In voting their common units, our general partner and its affiliates will have no fiduciary duty or obligation whatsoever to us or the limited partners, including any duty to act in good faith or in the best interests of us or the limited partners. The holders of a majority of the common units (including common units deemed owned by our general partner) represented in person or by proxy shall constitute a quorum at a meeting of such common unitholders, unless any such action requires approval by holders of a greater percentage of such units in which case the quorum shall be such greater percentage.

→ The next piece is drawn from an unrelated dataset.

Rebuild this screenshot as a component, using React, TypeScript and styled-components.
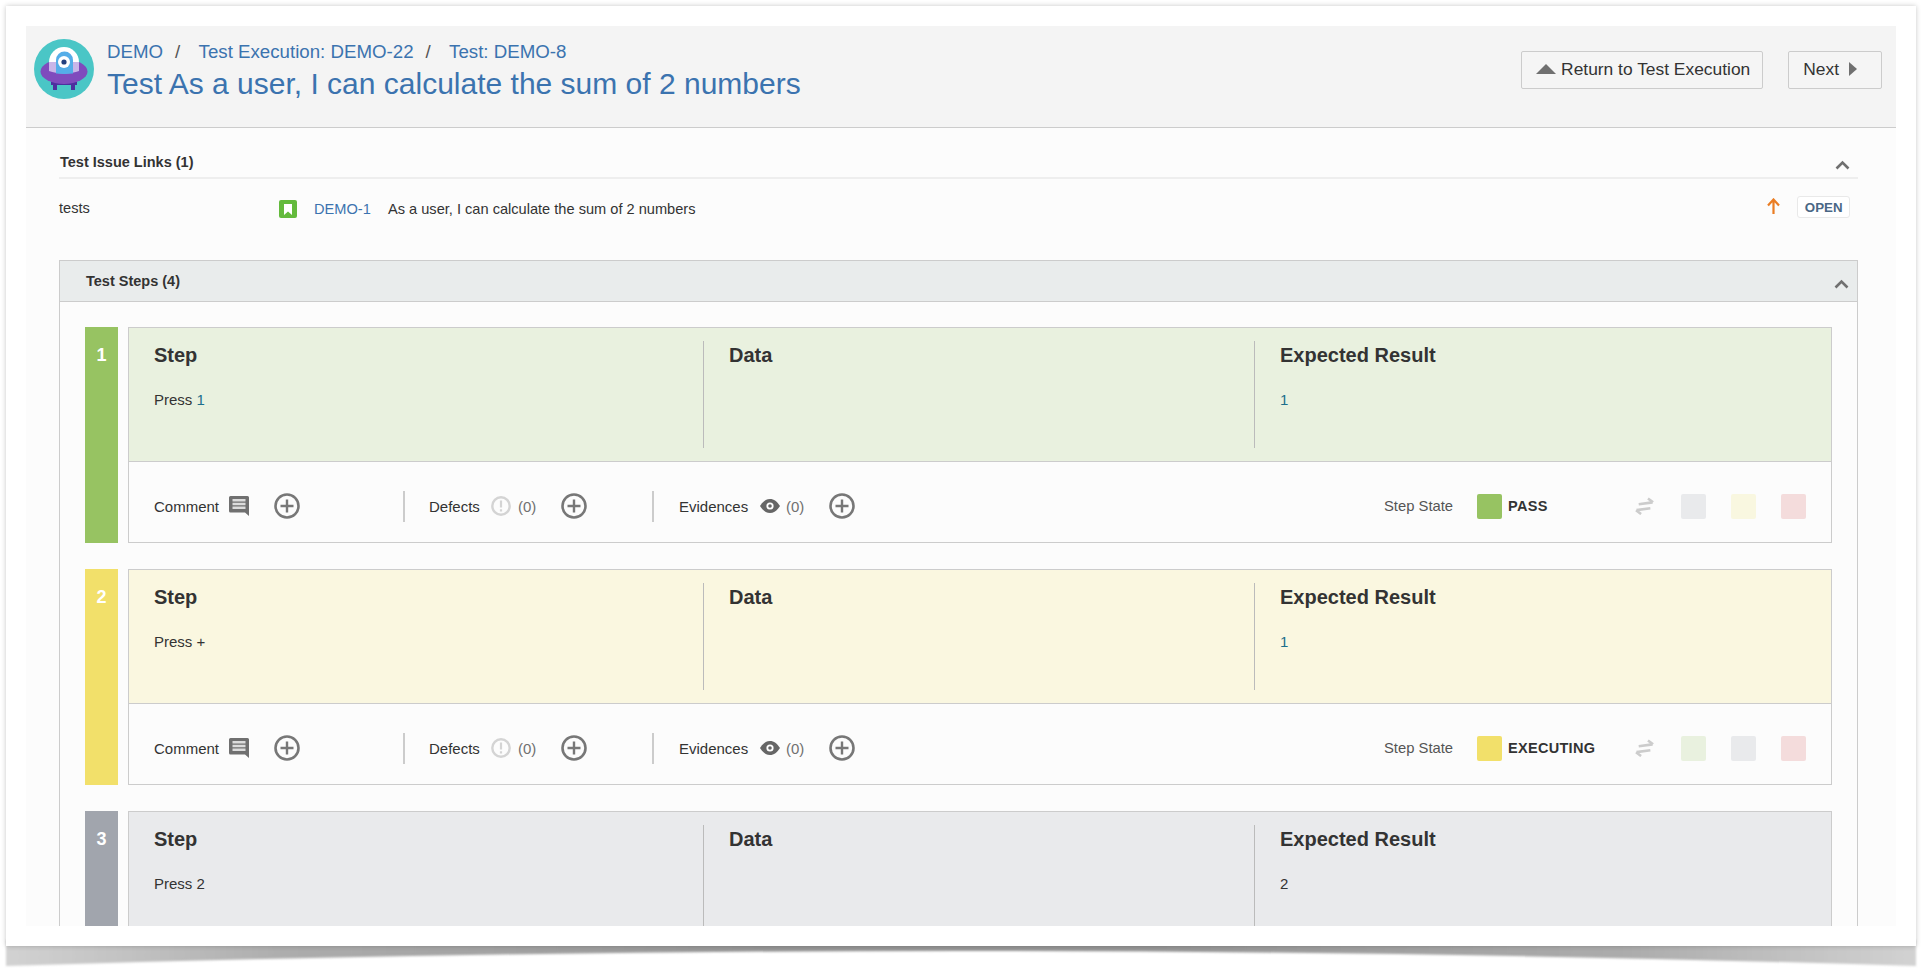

The following is a summary of the vote requirements specified for certain matters under our partnership agreement:
|Issuance of additional partnership interests||No approval right.|
|Amendment of our partnership agreement ||Certain amendments may be made by our general partner without the approval of the common unitholders. Other amendments generally require the approval of a unit majority.|
|Merger of our partnership or the sale of all or substantially all of our assets ||Unit majority in certain circumstances.|
|Dissolution of our partnership ||Unit majority.|
|Continuation of our partnership upon dissolution ||Unit majority.|
|Withdrawal of our general partner ||Under most circumstances, the approval of a majority of the common units, excluding common units held by our general partner and its affiliates, is required for the withdrawal of our general partner prior to March 31, 2021.|
|Removal of our general partner ||Not less than 66 2/3% of the outstanding common units, including common units held by our general partner and its affiliates.|
|Transfer of the general partner interest ||Our general partner may transfer all, but not less than all, of its general partner interest in us without a vote of our unitholders to an affiliate or another person in connection with its merger or consolidation with or into, or sale of all or substantially all of its assets to, such person. The approval of a majority of the common units, excluding common units held by our general partner and its affiliates, is required in other circumstances for a transfer of the general partner interest to a third party prior to March 31, 2021.|
|Transfer of ownership interests in our general partner ||No approval required at any time.|
Our common units are traded on the NYSE under the symbol “UAN.”
Transfer Agent and Registrar
American Stock Transfer & Trust Company serves as registrar and transfer agent for the common units.